By Sissi De Flaviis

Learning Through Sharing

Alumni Mentor, Vicken Koundakjian and recent alumna and mentee, Aidan Russell share their mentorship story

No academic journey is the same, and no student’s path to success is linear. However, there are support systems along the way that help each person find their pathway to prosperity. That is something Alumni Mentor Vicken Koundakjian and his mentee, Aidan Russell, understand very well.

Koundakjian and his protégée, as he likes to call her, each joined the Alumni Mentors program at different stages in their life. However, they both enrolled for the same reason: to learn.

“Learning, that’s what sharing information is all about. My job (as a mentor) is to share what I’ve discovered over time. I share my experience, I share my knowledge, and we have conversations,” says Koundakjian, who mentored Russell for two years.

He also emphasizes that mentorship is a two-way street as he learns from his protégé, too.

“It also gives me the opportunity to learn from people who are much younger because they have different experiences. It’s very gratifying,” Koundakjian shares.

In the past year, Koundakjian has mentored four people between Carleton’s Alumni Mentors program, the Canadian International Council, and his office.

Mentorship is personal,” says Russell. “Vicken genuinely wants me to learn and wants what is best for me. As a mentee, having someone in my field that is genuinely looking out for me is really nice.”

Russell and Koundakjian have a shared passion for International Affairs and both worked at Global Affairs Canada during their pairing. Russell had recently started working as a Junior Policy Officer and has since moved to the Human Rights and Indigenous Affairs Policy department.

Koundakjian, who has 30 years of service in Canadian diplomacy, is a Deputy Director. His past diplomatic postings included Saudi Arabia, Iran, Venezuela, and Nigeria, which are considered among the most harrowing missions in the Canadian diplomatic service.

Road to mentorship

After graduating from Carleton in 2004 with a Bachelor of Arts Honours in History (his second degree), Koundakjian connected with a Carleton history professor during his posting in Venezuela.

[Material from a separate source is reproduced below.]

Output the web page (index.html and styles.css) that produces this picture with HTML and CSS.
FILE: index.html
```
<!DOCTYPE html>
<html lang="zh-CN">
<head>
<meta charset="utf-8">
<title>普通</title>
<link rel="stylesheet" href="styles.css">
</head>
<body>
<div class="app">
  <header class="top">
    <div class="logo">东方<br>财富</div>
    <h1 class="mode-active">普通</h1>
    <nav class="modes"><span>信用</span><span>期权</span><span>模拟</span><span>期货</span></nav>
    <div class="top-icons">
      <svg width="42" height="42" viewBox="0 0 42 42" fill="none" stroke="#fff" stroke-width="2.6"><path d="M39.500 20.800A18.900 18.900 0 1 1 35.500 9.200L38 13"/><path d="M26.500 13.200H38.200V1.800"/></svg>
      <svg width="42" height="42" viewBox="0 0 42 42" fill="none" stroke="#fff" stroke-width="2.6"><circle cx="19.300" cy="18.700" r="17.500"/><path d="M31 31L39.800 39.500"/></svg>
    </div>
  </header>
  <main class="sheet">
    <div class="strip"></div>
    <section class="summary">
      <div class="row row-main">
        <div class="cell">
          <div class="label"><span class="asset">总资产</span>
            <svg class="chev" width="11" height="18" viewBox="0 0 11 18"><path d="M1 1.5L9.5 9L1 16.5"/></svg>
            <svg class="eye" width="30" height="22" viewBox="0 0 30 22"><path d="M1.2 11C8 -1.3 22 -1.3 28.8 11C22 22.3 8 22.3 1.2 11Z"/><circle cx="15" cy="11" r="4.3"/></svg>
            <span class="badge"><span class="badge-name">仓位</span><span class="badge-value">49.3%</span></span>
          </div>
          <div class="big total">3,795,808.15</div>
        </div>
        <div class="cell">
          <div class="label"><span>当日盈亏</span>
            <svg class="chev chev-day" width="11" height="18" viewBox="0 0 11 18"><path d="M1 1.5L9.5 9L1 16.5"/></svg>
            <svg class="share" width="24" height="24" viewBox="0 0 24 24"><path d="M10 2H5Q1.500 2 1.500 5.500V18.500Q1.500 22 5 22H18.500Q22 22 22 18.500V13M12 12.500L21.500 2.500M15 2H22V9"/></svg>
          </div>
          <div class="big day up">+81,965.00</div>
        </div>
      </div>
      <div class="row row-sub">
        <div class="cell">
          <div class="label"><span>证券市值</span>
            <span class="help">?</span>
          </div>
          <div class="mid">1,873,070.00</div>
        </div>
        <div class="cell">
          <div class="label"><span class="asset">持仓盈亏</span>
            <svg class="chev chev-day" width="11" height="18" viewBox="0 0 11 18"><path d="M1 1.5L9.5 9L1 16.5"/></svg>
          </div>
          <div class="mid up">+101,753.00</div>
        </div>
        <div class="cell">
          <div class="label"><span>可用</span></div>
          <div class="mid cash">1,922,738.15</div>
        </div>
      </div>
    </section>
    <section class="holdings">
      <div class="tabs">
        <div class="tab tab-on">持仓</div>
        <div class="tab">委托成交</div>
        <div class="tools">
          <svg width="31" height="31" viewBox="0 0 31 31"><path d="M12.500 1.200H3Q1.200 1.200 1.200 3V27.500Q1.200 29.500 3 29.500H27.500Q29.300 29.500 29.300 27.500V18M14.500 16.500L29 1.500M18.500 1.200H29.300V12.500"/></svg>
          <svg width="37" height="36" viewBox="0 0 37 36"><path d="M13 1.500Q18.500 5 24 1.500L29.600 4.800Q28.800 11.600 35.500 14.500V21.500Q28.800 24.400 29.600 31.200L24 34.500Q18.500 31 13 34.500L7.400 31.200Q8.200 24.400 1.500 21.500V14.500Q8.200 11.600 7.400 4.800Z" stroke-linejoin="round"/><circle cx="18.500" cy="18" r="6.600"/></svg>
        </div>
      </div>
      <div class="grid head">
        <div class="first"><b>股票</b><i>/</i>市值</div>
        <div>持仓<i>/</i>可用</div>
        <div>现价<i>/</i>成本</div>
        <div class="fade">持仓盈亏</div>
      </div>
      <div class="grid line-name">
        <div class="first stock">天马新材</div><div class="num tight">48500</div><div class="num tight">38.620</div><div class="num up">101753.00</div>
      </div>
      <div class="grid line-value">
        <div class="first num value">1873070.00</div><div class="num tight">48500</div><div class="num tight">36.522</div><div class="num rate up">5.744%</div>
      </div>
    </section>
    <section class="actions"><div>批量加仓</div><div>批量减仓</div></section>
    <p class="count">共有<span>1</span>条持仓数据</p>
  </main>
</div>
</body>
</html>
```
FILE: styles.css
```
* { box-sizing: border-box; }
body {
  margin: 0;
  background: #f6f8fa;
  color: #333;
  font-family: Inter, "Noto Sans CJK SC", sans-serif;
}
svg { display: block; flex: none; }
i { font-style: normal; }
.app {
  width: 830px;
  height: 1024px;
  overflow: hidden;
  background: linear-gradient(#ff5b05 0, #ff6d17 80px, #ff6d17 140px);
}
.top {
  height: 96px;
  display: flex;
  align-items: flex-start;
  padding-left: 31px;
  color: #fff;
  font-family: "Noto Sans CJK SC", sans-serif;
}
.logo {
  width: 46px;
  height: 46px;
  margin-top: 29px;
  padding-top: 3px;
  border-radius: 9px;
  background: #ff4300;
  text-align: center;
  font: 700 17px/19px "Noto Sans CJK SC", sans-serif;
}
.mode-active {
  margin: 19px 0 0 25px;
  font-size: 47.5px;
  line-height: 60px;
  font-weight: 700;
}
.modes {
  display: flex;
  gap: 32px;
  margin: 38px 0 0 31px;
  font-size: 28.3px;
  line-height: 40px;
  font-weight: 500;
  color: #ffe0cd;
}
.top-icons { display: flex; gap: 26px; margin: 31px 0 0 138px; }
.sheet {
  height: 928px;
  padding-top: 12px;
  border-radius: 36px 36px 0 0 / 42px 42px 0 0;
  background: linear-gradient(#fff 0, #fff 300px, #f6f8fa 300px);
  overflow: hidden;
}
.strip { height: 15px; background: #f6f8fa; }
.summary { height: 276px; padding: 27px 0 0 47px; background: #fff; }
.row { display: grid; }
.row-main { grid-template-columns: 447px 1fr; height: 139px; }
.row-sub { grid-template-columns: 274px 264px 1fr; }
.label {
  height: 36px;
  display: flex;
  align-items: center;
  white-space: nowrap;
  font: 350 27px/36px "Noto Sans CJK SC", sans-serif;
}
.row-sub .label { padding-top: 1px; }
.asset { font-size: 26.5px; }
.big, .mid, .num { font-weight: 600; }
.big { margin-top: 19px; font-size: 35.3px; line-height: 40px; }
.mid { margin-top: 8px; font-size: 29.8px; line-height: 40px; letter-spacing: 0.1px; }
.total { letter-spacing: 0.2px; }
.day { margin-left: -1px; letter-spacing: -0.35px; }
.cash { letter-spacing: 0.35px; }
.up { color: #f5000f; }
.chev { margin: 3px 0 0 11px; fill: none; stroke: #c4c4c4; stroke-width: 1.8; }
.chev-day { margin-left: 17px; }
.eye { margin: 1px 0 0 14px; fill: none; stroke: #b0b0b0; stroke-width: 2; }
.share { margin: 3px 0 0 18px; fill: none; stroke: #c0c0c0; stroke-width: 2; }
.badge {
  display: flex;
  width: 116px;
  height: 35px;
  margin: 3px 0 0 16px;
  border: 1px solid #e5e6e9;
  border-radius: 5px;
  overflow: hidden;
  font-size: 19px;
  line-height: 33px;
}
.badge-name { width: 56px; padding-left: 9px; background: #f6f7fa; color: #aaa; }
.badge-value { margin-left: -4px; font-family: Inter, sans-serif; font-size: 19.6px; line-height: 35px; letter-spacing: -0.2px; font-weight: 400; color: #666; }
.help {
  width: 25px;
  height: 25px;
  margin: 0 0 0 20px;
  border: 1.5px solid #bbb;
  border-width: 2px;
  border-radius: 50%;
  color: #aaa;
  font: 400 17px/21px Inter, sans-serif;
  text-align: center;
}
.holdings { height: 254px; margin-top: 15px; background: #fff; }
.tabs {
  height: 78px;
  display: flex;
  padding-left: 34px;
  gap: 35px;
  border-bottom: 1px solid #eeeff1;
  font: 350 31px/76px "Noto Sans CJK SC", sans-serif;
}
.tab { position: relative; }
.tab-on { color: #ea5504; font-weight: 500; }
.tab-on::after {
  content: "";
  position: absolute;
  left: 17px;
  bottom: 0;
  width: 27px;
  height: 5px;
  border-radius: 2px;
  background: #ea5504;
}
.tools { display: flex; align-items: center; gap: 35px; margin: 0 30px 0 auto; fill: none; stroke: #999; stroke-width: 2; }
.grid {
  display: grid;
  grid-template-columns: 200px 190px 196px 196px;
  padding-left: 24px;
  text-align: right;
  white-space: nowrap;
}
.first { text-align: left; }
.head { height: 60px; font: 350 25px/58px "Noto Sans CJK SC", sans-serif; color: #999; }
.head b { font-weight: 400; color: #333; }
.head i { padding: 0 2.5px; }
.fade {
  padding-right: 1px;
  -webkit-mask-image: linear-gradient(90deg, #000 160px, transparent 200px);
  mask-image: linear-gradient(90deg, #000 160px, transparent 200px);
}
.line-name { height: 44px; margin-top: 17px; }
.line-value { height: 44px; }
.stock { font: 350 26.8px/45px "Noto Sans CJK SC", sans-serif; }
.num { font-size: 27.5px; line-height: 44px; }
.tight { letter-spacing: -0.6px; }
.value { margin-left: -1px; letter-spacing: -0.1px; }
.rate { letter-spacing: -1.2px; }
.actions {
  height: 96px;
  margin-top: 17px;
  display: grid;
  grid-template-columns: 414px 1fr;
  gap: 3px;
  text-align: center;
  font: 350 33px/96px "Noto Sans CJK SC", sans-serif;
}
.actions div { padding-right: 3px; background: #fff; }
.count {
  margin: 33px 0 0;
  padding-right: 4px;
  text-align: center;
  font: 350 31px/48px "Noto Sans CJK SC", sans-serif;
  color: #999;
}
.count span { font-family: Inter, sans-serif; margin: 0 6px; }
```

“We talked periodically, and over time we decided we wanted to do something for refugee kids who come to Canada,” says Koundakjian.

He carefully considered the idea for a few years before he and his wife, Paula, established the Welcome to Canada bursary, which gives teenage refugees a chance to attend post-secondary education. While he worked on the bursary, Koundakjian met Jennifer Gray, the Alumni Relations Program Officer, who encouraged him to join the Alumni Mentors program.

Koundakjian’s mentee, Russell, first heard about the program through her job at the Treasury Board of Canada.

“My Deputy Director, who is a Carleton alumnus, recommended I join the mentorship program,” says Russell. At the time, she was in her first year of a Master’s degree at the Norman Patterson School of International Affairs (NIPSIA), in which she was specializing in Diplomacy and Foreign Policy.

“I hate the cookie-cutter aspect – as annoying as that sounds – of networking for job opportunities, and I was concerned the program would be like that,” she admits.

But to Russell’s relief, this pairing would become more than a networking opportunity.

“On the first meeting, Vicken said: ‘I’m not going to be giving you a job; that’s not what this is about,’” she recalls while laughing at the irony of her initial thoughts and his comment.

Russell valued the open conversations she shared with Koundakjian. She says she felt comfortable asking questions about career choices, negotiating salary compensations, and practicing tangible skills like writing briefing notes and memorandums for work.

“The biggest lesson that he taught me is that nobody will look out for your career except for you, so you have to be straightforward and confident,” says Russell. “Looking at his career, if I can get a fraction of what he has done, I’ll know I’ve learned something.